En effet, les derniers épisodes autour des audiences foraines destinées à identifier la population ont provoqué un regain de tension tel que, si rien n’est fait pour le calmer, il sonnerait comme une espèce de chant du cygne pour la Côte d’Ivoire. Mais peut-on éviter ce piège quand l’empêcheur de recenser sereinement est le chef de l’Etat lui-même ?

En effet, dès l’annonce du début du processus, Laurent Gbagbo a ameuté ses faux arbitres, pillards et oppresseurs, les jeunes patriotes, qui ont dressé des barricades à travers toute la ville d’Abidjan.

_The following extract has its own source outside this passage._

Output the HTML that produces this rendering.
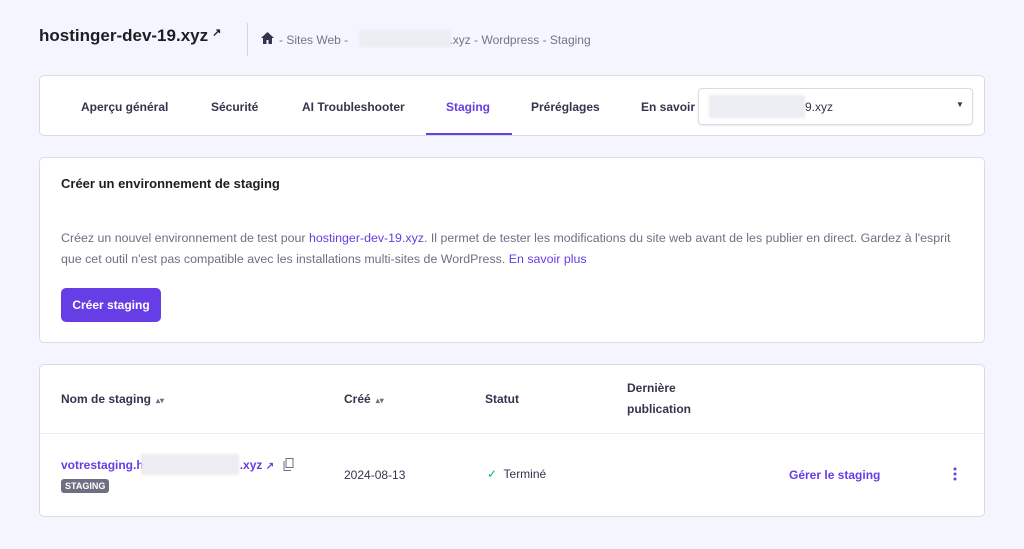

Le prétexte trouvé par Gbagbo et sa clique est que ces audiences foraines ne sont rien d’autre qu’une foire à la braderie de la nationalité ivoirienne.

Au fait, à ce qu’on sache, personne, en Côte d’Ivoire ou ailleurs, n’a jamais dit que le pays d’Houphouët était soumis à une OPA (Offre publique d’achat). Exception faite, bien sûr, de Gbagbo lui-même et de ses partisans qui ont jeté le pays en pâture aux prédateurs extérieurs qui gravitent autour d’eux.

Au fait, qui n’est pas fier de sa nationalité, au point de vouloir acheter celle d’autrui ? Il faut dire que Laurent Gbagbo et sa meute enragée, celle qu’il est convenu d’appeler la "galaxie patriotique", ne sont pas à une contradiction suicidaire près. Comment, en effet, se proclamer démocrate tout en refusant l’expression de cette démocratie qui passe d’abord, et avant tout, par le recensement des citoyens ?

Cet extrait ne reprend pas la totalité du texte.